So some politicians and tourism officials aren’t ready to give up on keeping the nearly 50-year-old tradition of spring training at Fort Lauderdale Stadium. But are you?

Fort Lauderdale Mayor Jim Naugle, Broward County Mayor Lois Wexler, and Greater Fort Lauderdale Convention & Visitors Bureau President Nicki Grossman are all waxing about the lovely afternoons at the intimate 8,340-seat stadium, the tourists who visit every year and pump more than $25 million into the local economy.

It’s been home to the Baltimore Orioles for the past 13 springs and will be again in 2009. Before that, the New York Yankees spent 34 years spring training there.

But that is likely to change now that the Federal Aviation Administration has decided that in order for the team to stay, the annual payment to the airport fund must be $1.3 million. That’s up from the $70,000 to $120,000 the Orioles typically pay. That figure has been based on 5 percent of the gross revenues generated at the stadium.

Now that the Orioles are seeking a long-term lease to go with a $40 million overhaul of the venue (being financed with the help of tourist taxes from Broward county and a state sales tax rebate), the FAA says it must receive fair market value for the property, a figure it places at $1.3 million. If the Orioles were still on a year-to-year lease, this issue would never have surfaced.

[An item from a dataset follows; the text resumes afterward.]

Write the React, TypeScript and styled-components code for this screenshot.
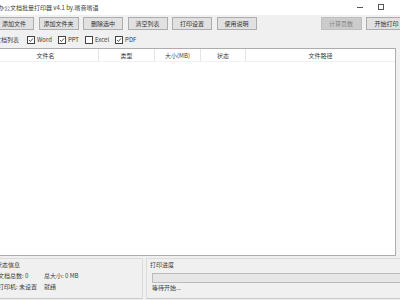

The stadium sits on airport land that was deeded to the city of Fort Lauderdale in the 1940s.

The Orioles, who are said to have an option agreement to move to Dodgertown in Vero Beach, which is being vacated by the Los Angeles Dodgers, aren’t saying anything publicly other than they are disappointed with the FAA’s decision.

U.S. Rep. Ron Klein, who had helped broker meetings among the FAA, Fort Lauderdale and Orioles officials, wants to make sure the FAA is reading the law governing the lease of airport property accurately and if it’s not, whether the payment can be reduced.

There was a time when spring training was rampant in these parts: the Yankees in Fort Lauderdale, the Orioles in Miami, the Texas Rangers in Pompano Beach, the Montreal Expos and Atlanta Braves in West Palm Beach. Those teams have moved on. The bus rides get longer for the Orioles, whose closest spring rivals are now in Jupiter or Fort Myers.

Would you miss it if it were to leave? Do you want to see Fort Lauderdale Stadium preserved? Take our poll here.

Categories: MLB (110), Spring Training (11)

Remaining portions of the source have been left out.